Pelagos Letteratura. Rivista diretta da Umberto Piersanti
di Rossella Frollà
Marco G. Ciaurro
Vocazione e custodia del senso di verità.
Saggio sulla poesia di Francesco Belluomini
Il bisogno antropologico di custodire il vero, oggi, più che mai ci pervade in senso trasversale, ed è il solo a generare un nuovo percorso verso il senso di valore della cultura che si fa nesso di etica e linguaggio. Tuttavia, coesiste anche un non senso significante in cui la scrittura risponde del soggetto (esistenzialismo). La spezzatura, la deflagrazione del sé sull’io si fa il transfert in cui il linguaggio si fa sacro e la persona il suo soggetto. E dunque si accoglie ugualmente questa curvatura che si crea, questa spezzatura sacra e si procede per fascinazione e disincanto su questa soglia della parola che si costituisce da sé in valore al di là di ogni valore convenuto del dicibile.
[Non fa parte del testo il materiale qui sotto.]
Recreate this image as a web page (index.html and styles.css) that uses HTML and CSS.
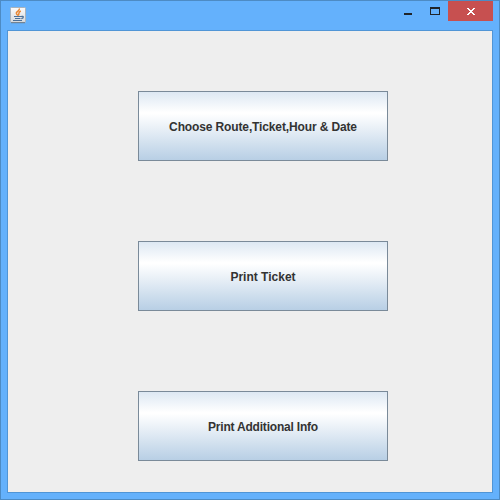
FILE: index.html
```html
<!DOCTYPE html>
<html lang="en">
<head>
<meta charset="utf-8">
<title>Tickets</title>
<link rel="stylesheet" href="styles.css">
</head>
<body>
<div class="window">
  <header class="titlebar">
    <svg class="app-icon" width="16" height="17" viewBox="0 0 16 17">
      <defs><linearGradient id="tile" x1="0" y1="0" x2="0" y2="1"><stop offset="0" stop-color="#fbfbfb"/><stop offset="1" stop-color="#d4d8dc"/></linearGradient></defs>
      <rect x=".5" y=".5" width="15" height="15" rx="1" fill="url(#tile)" stroke="#a9b3bc"/>
      <path d="M1 15.700h14" stroke="#68798a"/>
      <path d="M9.300 1.500C10 4 6 4.500 6.300 6.200Q6.600 7.500 8 8.500M10.800 4C7.500 5.500 9.800 6.200 8.400 8.300" fill="none" stroke="#e88530" stroke-width="1.500"/>
      <path d="M4 9.500h7M5 11.500h5.500M3 13.500h9M11 9.500c3.200-.9 3 1.700.3 2.200" fill="none" stroke="#4b7098" stroke-width="1.200"/>
    </svg>
    <div class="controls">
      <button class="control minimize" aria-label="Minimize"><svg width="8" height="2"><path d="M0 0h8v2H0z" fill="#202428"/></svg></button>
      <button class="control maximize" aria-label="Maximize"><svg width="10" height="8"><path d="M0 0h10v8H0zM1 2v5h8V2z" fill="#202428" fill-rule="evenodd"/></svg></button>
      <button class="control close" aria-label="Close"><svg width="8" height="7" shape-rendering="crispEdges"><path d="M0 0h2v1h1v1h2v-1h1v-1h2v1h-1v1h-1v1h-1v1h1v1h1v1h1v1h-2v-1h-1v-1h-2v1h-1v1h-2v-1h1v-1h1v-1h1v-1h-1v-1h-1v-1h-1z" fill="#fff"/></svg></button>
    </div>
  </header>
  <main class="client">
    <button class="action route">Choose Route,Ticket,Hour &amp; Date</button>
    <button class="action">Print Ticket</button>
    <button class="action info">Print Additional Info</button>
  </main>
</div>
</body>
</html>
```
FILE: styles.css
```css
* { box-sizing: border-box; }
body { margin: 0; }
button { font: inherit; margin: 0; padding: 0; border: 0; background: none; }
svg { display: block; }
.window {
  width: 500px;
  height: 500px;
  display: flex;
  flex-direction: column;
  padding: 0 6px 6px;
  border: 1px solid #4d8bc4;
  background: #64b1fc;
}
.titlebar {
  height: 29px;
  flex: none;
  display: flex;
  justify-content: space-between;
  padding-left: 3px;
}
.app-icon { margin-top: 6px; }
.controls { display: flex; height: 20px; }
.control { height: 20px; display: flex; align-items: flex-start; justify-content: center; }
.minimize { width: 26px; padding-top: 12px; }
.maximize { width: 27px; padding-top: 6px; }
.close { width: 45px; padding-top: 7px; background: #c75050; }
.client {
  flex: 1;
  display: flex;
  flex-direction: column;
  gap: 80px;
  padding: 60px 0 0 130px;
  border: 1px solid #5095d6;
  background: #eee;
}
.action {
  width: 250px;
  height: 70px;
  flex: none;
  padding-top: 2px;
  border: 1px solid #7a8a99;
  background: linear-gradient(#dde8f3 0%, #fff 30%, #fff 32%, #b8cfe5 100%);
  color: #333;
  font: bold 12px/14px "Liberation Sans", Arial, sans-serif;
}
.route { letter-spacing: -0.13px; }
.info { letter-spacing: -0.2px; }
```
Così, tornando a Belluomini, la sua «metafora viva, per dirla con Rorty (scrive Ciaurro), è il mare», è la bussola simbolica, la prima radice autentica di conoscenza. Da mozzo a marinaio, a nostromo «il destino autentico dell’uomo partecipa al senso di domandare nella e sulla esistenza.» La poesia di Belluomini ha questa costante interrogazione. L’ascesi che l’io elabora, il poiéo, la cosa linguistica attraverso l’altro io, la voce che parla da dentro sono «il porsi in opera della verità» (Heidegger). Le rêverie oltrepassano l’io nei suoi livelli di significanza. Il dire della voce di scrittura si fa segno-canto, canto del segno liberato dal legame incalzante e talora frenetico del significante e annuncia per sua necessità l’oltre con sermo humilis. Questo movimento del segno è «capace di ospitare [… ] l’aria che alimenta la parola e il piacere che trascorre il testo.». Si apre in molti tracciati una profondità leggera, giocosa quanto ironica. Il moto del segno spoglia e riveste quel tratto di gergo a cui si innesta di nuovo un segno letterario che si ricompone nel suo significante. Si attua l’equazione pensiero-parola, parola pensiero oltre. Al volo si prende la ricchezza infinita che veicola nel reticolo linguistico, nel cammino della lingua da un sermo humilis a un rimario sonoro: «C’è la festa che sale/su di ogni giornale/ma è sempre più sola/la più schietta parola.». «Le gradazioni di senso vanno dal poetico all’impoetico, dal canto al controcanto, dal lirismo all’antilirismo. Vi è la parola veritativa che si accompagna alla ilarità del serio, che contrappone l’autentico all’antiautentico. Il poeta cerca e trova l’invisibile oltre la presenza che di immediato ci viene a galla. La parola dunque agita il profondo che riporta all’io il forte senso di libertà, la volontà di riscatto dalle umiliazioni del potere e il dato storico che ciascuno ha nel suo DNA di aprirsi alla possibilità, alla testimonianza in primis. Testimonianza etica e morale che reclama l’impegno, lo sguardo sulla storia. Un esempio è la testimonianza di Sonia Contini sulla Shoah nel saggio storico e poetico Nel campo dei fiori recisi. Scampoli di olocausto. E ancora il romanzo sul tragico eccidio di Stazzema. Valore veritativo, pensiero poetico e storia si fondono nell’Unità poetica che dà corpo alla parola e a quel qualcosa d’altro che abbiamo dentro.